Nicole Groult - Parisian Fashion Designer - 1920
“Les Lauriers,” an evening gown of black silk muslin embroidered in gold over black satin.
Madame Nicole Groult, wife of the celebrated decorator, founded her house ten years ago and became well-known at once by her original ideas and personal way of adapting them to clothes. She comes honestly by talent as the sister of Paul Poiret.
The slavish following of style is no part of the philosophy of Nicole Groult, hence an unusual way of interpreting them.
The general impression here is of extremely youthful dégagés silhouettes—little or no drapery, the straight line everywhere; light but not loud colors, chamois, beige and powder blue.
A chic hat made on the premises accompanies each tailored gown or suit. Plain tight skirts, short, straight jackets of duvetyn and velvet trimmed with bands and pockets of fur (moleskin will be a great favorite, I am told, also caracul) are characteristic of the tailor-mades.
Afternoon frocks have round necks and are practically sleeveless or even entirely so in the case of a very smart black panne velvet model, the hem slightly gathered in under a band of chinchilla, faintly embroidered in bouquets of flowers strewn here and there, giving a subdued note of color. A broad sash worn well over the hips finishes off a most modern silhouette.

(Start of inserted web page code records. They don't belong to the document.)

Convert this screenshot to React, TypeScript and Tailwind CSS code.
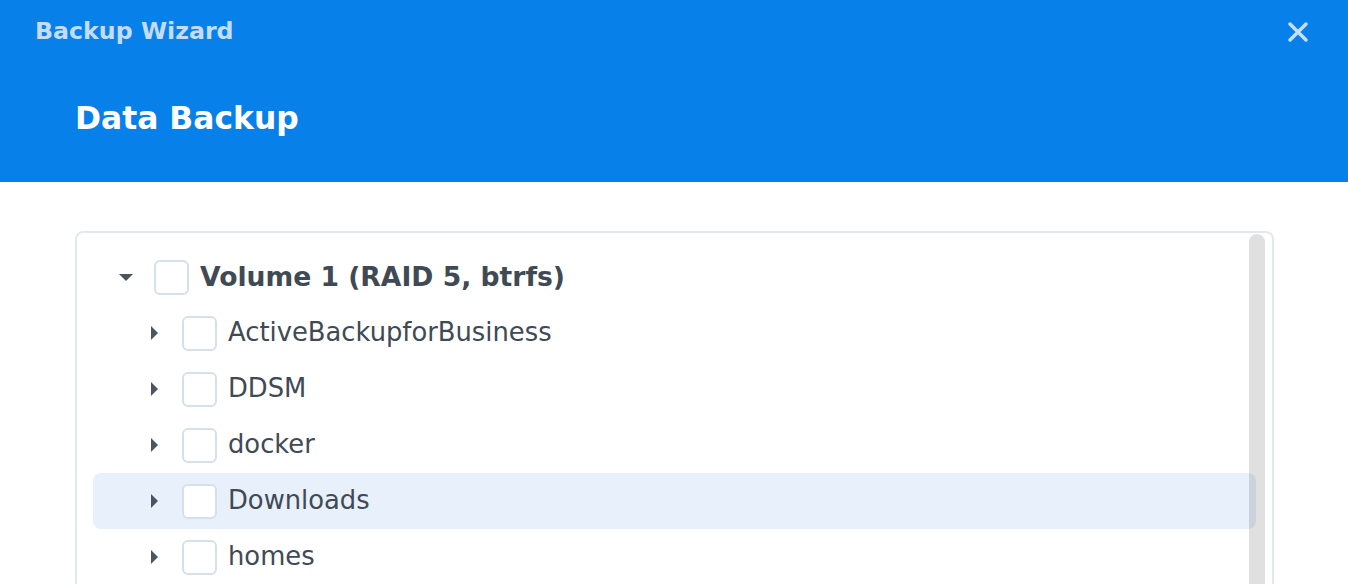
import React from "react";

const font = { fontFamily: '"DejaVu Sans", Verdana, sans-serif' };

function CaretDown() {
  return (
    <svg width="16" height="9" viewBox="0 0 16 9" className="block">
      <path d="M1 1 L15 1 L8 8 Z" fill="#4a5561" />
    </svg>
  );
}

function CaretRight() {
  return (
    <svg width="9" height="16" viewBox="0 0 9 16" className="block">
      <path d="M1 1 L1 15 L8 8 Z" fill="#4a5561" />
    </svg>
  );
}

function Checkbox() {
  return <div className="w-[35px] h-[35px] rounded-[6px] border-2 border-[#d6e0ec] bg-white shrink-0" />;
}

type Item = { name: string; active?: boolean };

const items: Item[] = [
  { name: "ActiveBackupforBusiness" },
  { name: "DDSM" },
  { name: "docker" },
  { name: "Downloads", active: true },
  { name: "homes" },
];

export default function App() {
  return (
    <div className="w-[1348px] h-[584px] overflow-hidden bg-white" style={font}>
      <div className="h-[182px] bg-[#0880ea] flex flex-col">
        <div className="h-[64px] flex items-center justify-between pl-[35px] pr-[40px]">
          <div className="text-[23.7px] font-bold text-[#c3dcfa] leading-none">Backup Wizard</div>
          <svg width="20" height="20" viewBox="0 0 20 20" className="block">
            <path d="M2 2 L18 18 M18 2 L2 18" stroke="#c9defa" strokeWidth="3.4" strokeLinecap="round" />
          </svg>
        </div>
        <div className="pl-[75px] pt-[39px] text-[31.4px] font-bold text-white leading-none">Data Backup</div>
      </div>
      <div className="pl-[75px] pr-[74px] pt-[49px]">
        <div className="relative border-2 border-[#e2e8f1] rounded-[8px] h-[400px] p-4 overflow-hidden">
          <div className="flex items-center h-[56px] pl-[25px]">
            <CaretDown />
            <div className="ml-[20px]"><Checkbox /></div>
            <div className="ml-[11px] text-[26.6px] font-bold text-[#404a55] leading-none">Volume 1 (RAID 5, btrfs)</div>
          </div>
          {items.map((it) => (
            <div
              key={it.name}
              className={
                "flex items-center h-[56px] pl-[57px] rounded-[8px] " + (it.active ? "bg-[#e8f0fb]" : "")
              }
            >
              <CaretRight />
              <div className="ml-[23px]"><Checkbox /></div>
              <div className="ml-[11px] text-[25.8px] text-[#404a55] leading-none">{it.name}</div>
            </div>
          ))}
          <div className="absolute right-[7px] top-[1px] w-[16px] h-[420px] rounded-full bg-black/[0.12]" />
        </div>
      </div>
    </div>
  );
}
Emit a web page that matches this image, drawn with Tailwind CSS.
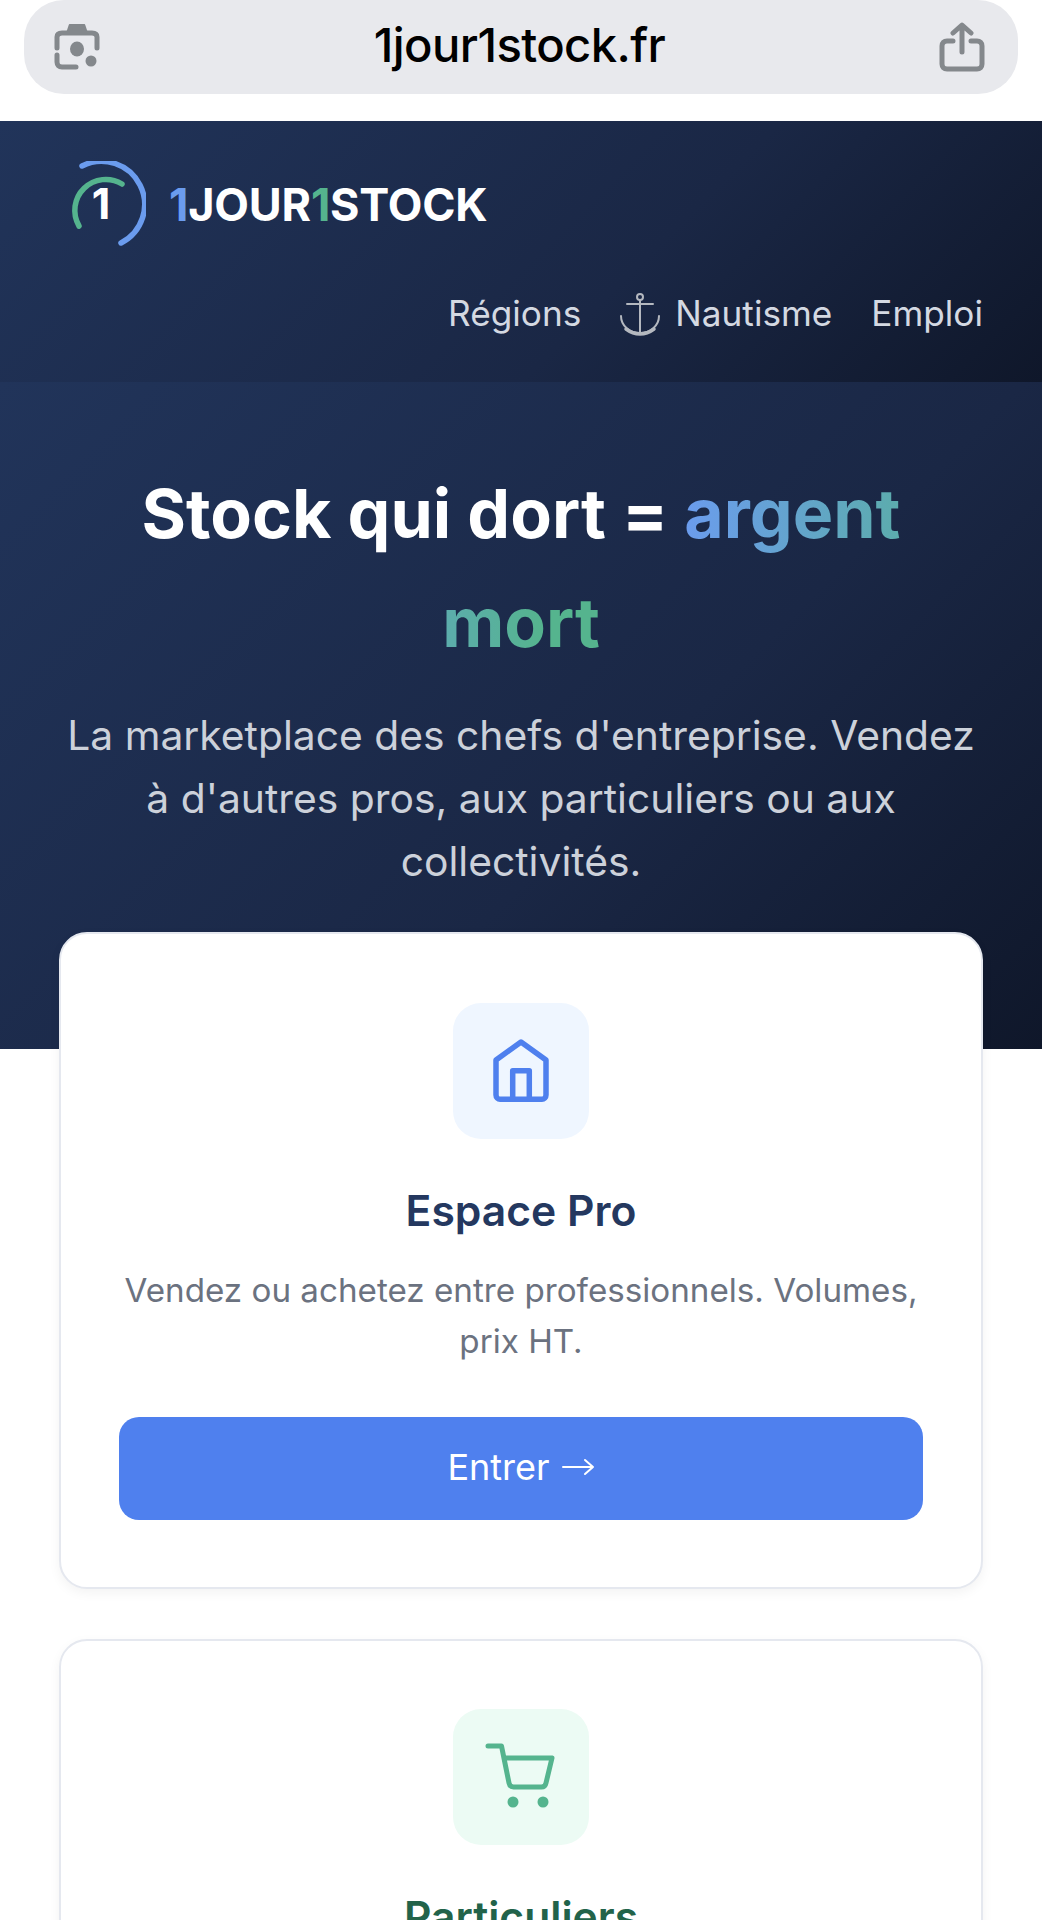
<!DOCTYPE html>
<html lang="fr">
<head>
    <meta charset="UTF-8">
    <meta name="viewport" content="width=device-width, initial-scale=1.0">
    <title>1jour1stock</title>
    <script src="https://cdn.jsdelivr.net/npm/@tailwindcss/browser@4"></script>
</head>
<body class="bg-white font-[Inter,sans-serif] overflow-hidden h-[1920px]">
    <!-- Address bar -->
    <div class="h-[121px] px-6">
        <div class="h-[94px] rounded-[40px] bg-[#e8e9ed] flex items-center justify-between pl-[30px] pr-[33px]">
            <svg class="w-[46px] h-[46px]" viewBox="0 0 46 46" fill="none" stroke="#84888c" stroke-width="5" stroke-linecap="round" stroke-linejoin="round">
                <path d="M3 24V13c0-3 2-4 5-4h30c3 0 5 1 5 4v11" />
                <path d="M15 8l2-6h12l2 6z" fill="#84888c" />
                <path d="M3 31v7c0 3 2 5 5 5h14" />
                <ellipse cx="23" cy="25" rx="7" ry="7.500" fill="#84888c" stroke="none" />
                <circle cx="37" cy="37" r="5.500" fill="#84888c" stroke="none" />
            </svg>
            <span class="text-[47.200px] tracking-[-0.6px] text-black font-medium leading-none -translate-y-[2px]">1jour1stock.fr</span>
            <svg class="w-[46px] h-[50px]" viewBox="0 0 46 50" fill="none" stroke="#84888c" stroke-width="5" stroke-linecap="round" stroke-linejoin="round">
                <path d="M23 30V4M14 11l9-8 9 8" />
                <path d="M14 19H8c-3 0-5 2-5 5v18c0 3 2 5 5 5h30c3 0 5-2 5-5V24c0-3-2-5-5-5h-6" />
            </svg>
        </div>
    </div>

    <!-- Header -->
    <header class="h-[261px] bg-[linear-gradient(135deg,#21345a,#1a2745_60%,#0f172a)] px-[59px] pt-[40px]">
        <a class="flex items-center gap-[23px] pl-[7px]">
            <svg class="w-[80px] h-[85px] shrink-0" viewBox="0 0 80 85" fill="none" stroke-linecap="round">
                <path d="M16 5A42 42 0 0 1 55 82" stroke="#6b9cee" stroke-width="5.500" />
                <path d="M13 65A31 31 0 0 1 56 23" stroke="#55b48e" stroke-width="5.500" />
                <text x="35" y="58" text-anchor="middle" fill="#fff" font-size="43" font-weight="700" font-family="Inter" stroke="none">1</text>
            </svg>
            <span class="text-[45px] font-bold text-white tracking-[-0.2px] leading-none pt-[2px]"><span class="text-[#6b9cee]">1</span>JOUR<span class="text-[#55b48e]">1</span>STOCK</span>
        </a>
        <nav class="flex justify-end items-center gap-[39px] mt-[46px] text-[35.200px] text-[#d4d9e2] leading-none">
            <a>Régions</a>
            <a class="flex items-center gap-[14px] -ml-px">
                <svg class="w-[42px] h-[44px]" viewBox="0 0 42 44" fill="none" stroke="#b4b8bf" stroke-width="2" stroke-linecap="round">
                    <circle cx="21" cy="5" r="3" />
                    <path d="M21 8v33M8 12h26" />
                    <path d="M2 24c0 10 9 17 19 17s19-7 19-17" />
                    <path d="M7 37c4 3 9 5 14 5s10-2 14-5" stroke-width="3.500" />
                </svg>
                Nautisme
            </a>
            <a>Emploi</a>
        </nav>
    </header>

    <!-- Hero -->
    <section class="h-[667px] bg-[linear-gradient(135deg,#21345a,#1a2745_60%,#0f172a)] px-[59px] pt-[77px] text-center">
        <h1 class="text-[68px] leading-[109px] font-bold text-white">Stock qui dort = <span class="bg-[linear-gradient(90deg,#6b9cee,#55b48e_85%)] bg-clip-text text-transparent">argent mort</span></h1>
        <p class="mt-[27px] -mx-2 text-[40.800px] leading-[63px] text-[#ccd1da]">La marketplace des chefs d'entreprise. Vendez à d'autres pros, aux particuliers ou aux collectivités.</p>
    </section>

    <!-- Cards -->
    <main class="px-[59px] -mt-[117px] flex flex-col gap-[50px]">
        <div class="h-[657px] bg-white rounded-[28px] border-2 border-[#e5e8ef] shadow-[0_4px_12px_rgba(0,0,0,0.05)] px-[58px] pt-[69px] text-center">
            <div class="w-[136px] h-[136px] mx-auto rounded-[28px] bg-[#eff6ff] flex items-center justify-center">
                <svg class="w-[64px] h-[64px]" viewBox="0 0 64 64" fill="none" stroke="#4f80ee" stroke-width="5.500" stroke-linejoin="round" stroke-linecap="round">
                    <path d="M32 3L7 21v35c0 2.500 2 4.300 4 4.300h42c2 0 4-1.800 4-4.300V21z" />
                    <path d="M23.700 60V31.700h16.600V60" />
                </svg>
            </div>
            <h2 class="mt-[47px] text-[42.600px] leading-[50px] font-semibold text-[#24385f]">Espace Pro</h2>
            <p class="mt-[29px] text-[33.200px] leading-[51px] text-[#6b7280]">Vendez ou achetez entre professionnels. Volumes, prix HT.</p>
            <a class="mt-[50px] h-[103px] rounded-[20px] bg-[#4f80ee] text-white text-[36px] flex items-center justify-center gap-[12px] pb-1">
                Entrer
                <svg class="w-[33px] h-[18px]" viewBox="0 0 33 18" fill="none" stroke="#fff" stroke-width="2" stroke-linecap="round" stroke-linejoin="round">
                    <path d="M1 9h30M23 2l8 7-8 7" />
                </svg>
            </a>
        </div>
        <div class="h-[656px] bg-white rounded-[28px] border-2 border-[#e5e8ef] shadow-[0_4px_12px_rgba(0,0,0,0.05)] px-[58px] pt-[68px] text-center">
            <div class="w-[136px] h-[136px] mx-auto rounded-[28px] bg-[#ecfbf4] flex items-center justify-center">
                <svg class="w-[72px] h-[68px]" viewBox="0 0 72 68" fill="none" stroke="#55b48e" stroke-width="5" stroke-linejoin="round" stroke-linecap="round">
                    <path d="M3 3h13.500L24 40c.5 2.500 2 4 4.500 4h28c2.500 0 4-1.500 4.500-4l6-25H21" />
                    <circle cx="28" cy="59" r="5.500" fill="#55b48e" stroke="none" />
                    <circle cx="58" cy="59" r="5.500" fill="#55b48e" stroke="none" />
                </svg>
            </div>
            <h2 class="mt-[47px] text-[42.600px] leading-[50px] font-semibold text-[#22634a]">Particuliers</h2>
        </div>
    </main>
</body>
</html>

For the evening I saw very little brocade, but a great deal of metal and silk embroidery, designed by the house, and much lace traced over and heavily worked. While the low décolleté is popular here, it is not universal; an eminently wearable and dainty dinner gown giving a good idea of Groult's talents is shown on this page.
"Nicole Groult" in the Garment Manufacturers’ Index, New York: The Allen-Nugent Co. Publishers, Vol. II, No. 2, September 1920: 32.